La Política Monetaria de Trump
Julio E. Diaz Sosa
Durante las últimas semanas hemos sido testigos de cómo el presidente Donald Trump ha presionado al presidente de la Reserva Federal, Jerome Powell, para que baje las tasas de interés. De igual manera, le ha pedido la renuncia e incluso ha amenazado con despedirlo.
Esta vez, su argumento es que Estados Unidos, por ser el país con mejor calidad crediticia del mundo, debería tener las tasas de interés más bajas. A primera vista, la afirmación suena razonable. Después de todo, un deudor confiable debería pagar menos intereses, ¿no? Pero en el mundo de las finanzas soberanas, esta lógica es tan simplista como engañosa.
Trump aplica una mentalidad propia del negocio inmobiliario: las propiedades de mayor calidad generan menores rendimientos porque representan menor riesgo. Así funciona el mercado de bienes raíces, especialmente en activos premium como las torres de oficinas clase A en Manhattan. Sin embargo, esta regla no se traslada automáticamente a los bonos soberanos de economías desarrolladas. En este ámbito, la calidad crediticia es un factor secundario. Lo que realmente determina los rendimientos de los bonos del Tesoro son el crecimiento nominal, las expectativas de inflación y la oferta anticipada de deuda.
Paradójicamente, muchos de los argumentos de Trump —como la fortaleza de la economía, la entrada de empresas extranjeras y la expansión del gasto— no justifican tasas más bajas, sino más bien todo lo contrario: implican un crecimiento robusto, presiones inflacionarias y mayor emisión de deuda. En otras palabras, está haciendo, sin querer, el caso perfecto para rendimientos más altos.

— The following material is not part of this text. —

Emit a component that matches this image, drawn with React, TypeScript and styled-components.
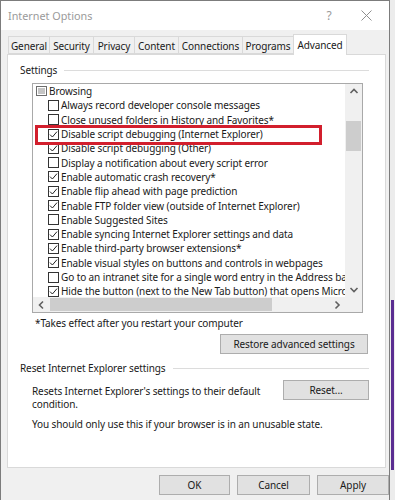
import React from "react";
import styled, { createGlobalStyle } from "styled-components";

const FONT = `"Noto Sans", "Open Sans", sans-serif`;

const GlobalStyle = createGlobalStyle`
  html, body { margin: 0; padding: 0; background: #efefef; }
  body { font-family: ${FONT}; font-size: 10px; letter-spacing: -0.1px; color: #1a1a1a; }
`;

const Screen = styled.div`
  display: flex;
  width: 395px;
  height: 500px;
  overflow: hidden;
`;

const Window = styled.div`
  width: 390px;
  height: 500px;
  box-sizing: border-box;
  border: 1px solid #7c7c7c;
  border-bottom: none;
  background: #f0f0f0;
  display: flex;
  flex-direction: column;
  flex-shrink: 0;
`;

const Desktop = styled.div`
  flex: 1;
  background: #ececec;
  display: flex;
  flex-direction: column;
  padding-top: 300px;
`;

const DesktopAccent = styled.div`
  width: 3px;
  height: 170px;
  margin-left: 1px;
  background: #5a2d91;
`;

const TitleBar = styled.div`
  height: 29px;
  background: #ffffff;
  display: flex;
  align-items: center;
  padding-left: 7px;
`;

const Title = styled.div`
  flex: 1;
  font-size: 10.8px;
  letter-spacing: 0;
  color: #9a9a9a;
`;

const TitleButton = styled.div<{ $w: number }>`
  width: ${(p) => p.$w}px;
  height: 29px;
  display: flex;
  align-items: center;
  justify-content: center;
  color: #9a9a9a;
  font-size: 12px;
`;

const TabStrip = styled.div`
  display: flex;
  align-items: flex-end;
  margin: 4px 0 0 8px;
  height: 20px;
  position: relative;
  z-index: 1;
`;

const Tab = styled.div<{ $active?: boolean; $w: number }>`
  box-sizing: border-box;
  width: ${(p) => p.$w}px;
  height: ${(p) => (p.$active ? 21 : 18)}px;
  margin-bottom: ${(p) => (p.$active ? -1 : 0)}px;
  padding-top: ${(p) => (p.$active ? 0 : 1)}px;
  border: 1px solid #d9d9d9;
  border-bottom: ${(p) => (p.$active ? "none" : "1px solid #d9d9d9")};
  margin-left: -1px;
  background: ${(p) => (p.$active ? "#ffffff" : "#f0f0f0")};
  display: flex;
  align-items: center;
  justify-content: center;
  font-size: 10px;
  color: #1a1a1a;
  white-space: nowrap;
`;

const Panel = styled.div`
  box-sizing: border-box;
  margin-left: 6px;
  width: 379px;
  height: 414px;
  background: #ffffff;
  border: 1px solid #d9d9d9;
  display: flex;
  flex-direction: column;
  padding: 8px 16px 0 12px;
`;

const GroupHeader = styled.div<{ $top?: number }>`
  display: flex;
  align-items: center;
  gap: 7px;
  height: 14px;
  margin-top: ${(p) => p.$top ?? 0}px;
  font-size: 10px;
  &::after {
    content: "";
    flex: 1;
    border-top: 1px solid #dcdcdc;
    margin-top: 1px;
  }
`;

const ListBox = styled.div`
  box-sizing: border-box;
  margin: 6px 0 0 12px;
  width: 331px;
  height: 230px;
  border: 1px solid #a9a9a9;
  display: grid;
  grid-template-columns: 1fr 17px;
  grid-template-rows: 1fr 15px;
`;

const Viewport = styled.div`
  position: relative;
  overflow: hidden;
  background: #ffffff;
`;

const Row = styled.div<{ $indent: number }>`
  height: 14.3px;
  display: flex;
  align-items: center;
  padding-left: ${(p) => p.$indent}px;
  white-space: nowrap;
  font-size: 10px;
  gap: 2px;
`;

const Box = styled.span`
  box-sizing: border-box;
  width: 11px;
  height: 11px;
  border: 1px solid #333333;
  display: inline-flex;
  align-items: center;
  justify-content: center;
  flex-shrink: 0;
  background: #ffffff;
`;

const Highlight = styled.div`
  position: absolute;
  left: 2px;
  top: 41px;
  width: 287px;
  height: 20px;
  box-sizing: border-box;
  border: 3px solid #d21f2d;
  pointer-events: none;
`;

const VScroll = styled.div`
  background: #f0f0f0;
  display: flex;
  flex-direction: column;
`;

const HScroll = styled.div`
  background: #f0f0f0;
  display: flex;
`;

const Arrow = styled.div`
  width: 17px;
  height: 15px;
  display: flex;
  align-items: center;
  justify-content: center;
  flex-shrink: 0;
`;

const VThumbTrack = styled.div`
  flex: 1;
  padding-top: 22px;
`;

const VThumb = styled.div`
  margin: 0 1px;
  height: 30px;
  background: #cdcdcd;
`;

const HThumbTrack = styled.div`
  flex: 1;
  display: flex;
  padding: 1px 0;
`;

const HThumb = styled.div`
  width: 222px;
  background: #cdcdcd;
`;

const Corner = styled.div`
  background: #f0f0f0;
`;

const Note = styled.div`
  margin: 3px 0 0 15px;
  height: 14px;
  line-height: 14px;
`;

const ButtonRow = styled.div`
  display: flex;
  justify-content: flex-end;
  margin-top: 4px;
  padding-right: 1px;
`;

const Button = styled.div<{ $w: number }>`
  box-sizing: border-box;
  width: ${(p) => p.$w}px;
  height: 20px;
  background: #e1e1e1;
  border: 1px solid #adadad;
  display: flex;
  align-items: center;
  justify-content: center;
  font-size: 10px;
  color: #1a1a1a;
`;

const ResetRow = styled.div`
  display: flex;
  align-items: flex-start;
  margin: 5px 0 0 12px;
`;

const Para = styled.div<{ $top?: number; $left?: number }>`
  flex: 1;
  line-height: 12.5px;
  margin-top: ${(p) => p.$top ?? 0}px;
  margin-left: ${(p) => p.$left ?? 0}px;
  white-space: nowrap;
`;

const Footer = styled.div`
  display: flex;
  justify-content: flex-end;
  gap: 7px;
  margin-top: 7px;
`;

const Check = () => (
  <svg width="9" height="9" viewBox="0 0 9 9">
    <path d="M1 4.6 L3.4 7 L8 1.6" fill="none" stroke="#222" strokeWidth="1" />
  </svg>
);

const Chevron = ({ dir }: { dir: "up" | "down" | "left" | "right" }) => {
  const d = {
    up: "M1.5 6 L5 2.5 L8.5 6",
    down: "M1.5 3 L5 6.5 L8.5 3",
    left: "M6 1.5 L2.5 5 L6 8.5",
    right: "M3.5 1.5 L7 5 L3.5 8.5",
  }[dir];
  return (
    <svg width="10" height="10" viewBox="0 0 10 10">
      <path d={d} fill="none" stroke="#606060" strokeWidth="1.6" />
    </svg>
  );
};

const FolderIcon = () => (
  <svg width="11" height="10" viewBox="0 0 11 10">
    <rect x="0.5" y="0.5" width="10" height="9" fill="#fff" stroke="#6d6d6d" />
    <path d="M2 3 H9 M2 5 H9 M2 7 H9" stroke="#8a8a8a" strokeWidth="1" />
  </svg>
);

const items: [string, boolean][] = [
  ["Always record developer console messages", false],
  ["Close unused folders in History and Favorites*", false],
  ["Disable script debugging (Internet Explorer)", true],
  ["Disable script debugging (Other)", true],
  ["Display a notification about every script error", false],
  ["Enable automatic crash recovery*", true],
  ["Enable flip ahead with page prediction", true],
  ["Enable FTP folder view (outside of Internet Explorer)", true],
  ["Enable Suggested Sites", false],
  ["Enable syncing Internet Explorer settings and data", true],
  ["Enable third-party browser extensions*", true],
  ["Enable visual styles on buttons and controls in webpages", true],
  ["Go to an intranet site for a single word entry in the Address bar", false],
  ["Hide the button (next to the New Tab button) that opens Microsoft Edge", true],
];

const tabs: [string, number][] = [
  ["General", 42],
  ["Security", 45],
  ["Privacy", 42],
  ["Content", 45],
  ["Connections", 65],
  ["Programs", 52],
  ["Advanced", 54],
];

export default function App() {
  return (
    <Screen>
      <GlobalStyle />
      <Window>
        <TitleBar>
          <Title>Internet Options</Title>
          <TitleButton $w={28}>?</TitleButton>
          <TitleButton $w={46}>
            <svg width="11" height="11" viewBox="0 0 11 11">
              <path d="M0.5 0.5 L10.5 10.5 M10.5 0.5 L0.5 10.5" stroke="#8f8f8f" strokeWidth="1" />
            </svg>
          </TitleButton>
        </TitleBar>

        <TabStrip>
          {tabs.map(([t, w]) => (
            <Tab key={t} $w={w} $active={t === "Advanced"}>
              {t}
            </Tab>
          ))}
        </TabStrip>

        <Panel>
          <GroupHeader>Settings</GroupHeader>
          <ListBox>
            <Viewport>
              <Row $indent={3}>
                <FolderIcon />
                <span>Browsing</span>
              </Row>
              {items.map(([label, checked]) => (
                <Row key={label} $indent={15}>
                  <Box>{checked && <Check />}</Box>
                  <span>{label}</span>
                </Row>
              ))}
              <Highlight />
            </Viewport>
            <VScroll>
              <Arrow>
                <Chevron dir="up" />
              </Arrow>
              <VThumbTrack>
                <VThumb />
              </VThumbTrack>
              <Arrow>
                <Chevron dir="down" />
              </Arrow>
            </VScroll>
            <HScroll>
              <Arrow>
                <Chevron dir="left" />
              </Arrow>
              <HThumbTrack>
                <HThumb />
              </HThumbTrack>
              <Arrow>
                <Chevron dir="right" />
              </Arrow>
            </HScroll>
            <Corner />
          </ListBox>
          <Note>*Takes effect after you restart your computer</Note>
          <ButtonRow>
            <Button $w={148}>Restore advanced settings</Button>
          </ButtonRow>
          <GroupHeader $top={7}>Reset Internet Explorer settings</GroupHeader>
          <ResetRow>
            <Para $top={5}>
              Resets Internet Explorer's settings to their default
              <br />
              condition.
            </Para>
            <Button $w={86}>Reset...</Button>
          </ResetRow>
          <Para $top={8} $left={12}>
            You should only use this if your browser is in an unusable state.
          </Para>
        </Panel>

        <Footer>
          <Button $w={71}>OK</Button>
          <Button $w={73}>Cancel</Button>
          <Button $w={72}>Apply</Button>
        </Footer>
      </Window>
      <Desktop>
        <DesktopAccent />
      </Desktop>
    </Screen>
  );
}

La visión económica de Trump se traduce en una estrategia clara: hacer que la economía «se caliente». ¿Cómo? A través de más aranceles, más gasto fiscal y una presión constante sobre la Reserva Federal para reducir las tasas. Este enfoque no es nuevo; Estados Unidos ya lo ha implementado en otros momentos, como entre 2003 y 2006, o tras la crisis financiera global. Sin embargo, hay una diferencia fundamental: en esos periodos no había tensiones comerciales, la inflación estaba bajo control y la independencia del banco central no se veía amenazada.
Hoy el escenario es más volátil. Aplicar aranceles como herramienta de política económica genera inflación por el lado de la oferta, al igual que un aumento de impuestos. Si bien estos efectos encarecen productos y erosionan el poder adquisitivo, no son razón suficiente para subir las tasas, como bien lo entienden los bancos centrales. La inflación inducida por choques externos o medidas fiscales no se combate con la misma receta que la inflación por exceso de demanda. Y, sin embargo, Trump insiste en forzar al banco central a responder a un tipo de inflación que no le compete.
Además, sus propuestas fiscales —nuevas rebajas de impuestos financiadas con ingresos arancelarios inflados— carecen de sustento técnico. Aunque busquen aparentar equilibrio presupuestario, solo agravan las preocupaciones sobre el crecimiento de la deuda y la sostenibilidad fiscal a largo plazo.
El problema de fondo es que Trump sigue viendo la economía estadounidense como un activo privado que se puede apalancar, reformular o vender como una gran propiedad en el Bajo Manhattan. Pero la macroeconomía no responde a esa lógica. Las tasas de interés soberanas no se fijan con base en intuiciones de negocios, sino en fundamentos macroeconómicos, expectativas de largo plazo y confianza institucional.
Sí, Estados Unidos es el mejor emisor soberano del mundo. Su capacidad para pagar deuda es incuestionable, ya que puede imprimir su propia moneda. Pero esa ventaja tiene un costo: si abusa de ella, genera inflación, deprecia el dólar y alimenta el nerviosismo en los mercados de deuda. La “calidad crediticia” no lo es todo si se pierde el ancla fiscal o la credibilidad monetaria.
En resumen, la política económica que propone Trump no solo contradice los principios básicos de la teoría financiera moderna, sino que también pone en riesgo la estabilidad del mercado de bonos, la independencia del banco central y, en última instancia, la posición global del dólar como moneda de reserva. A veces, el problema no es la falta de crédito, sino el exceso de confianza.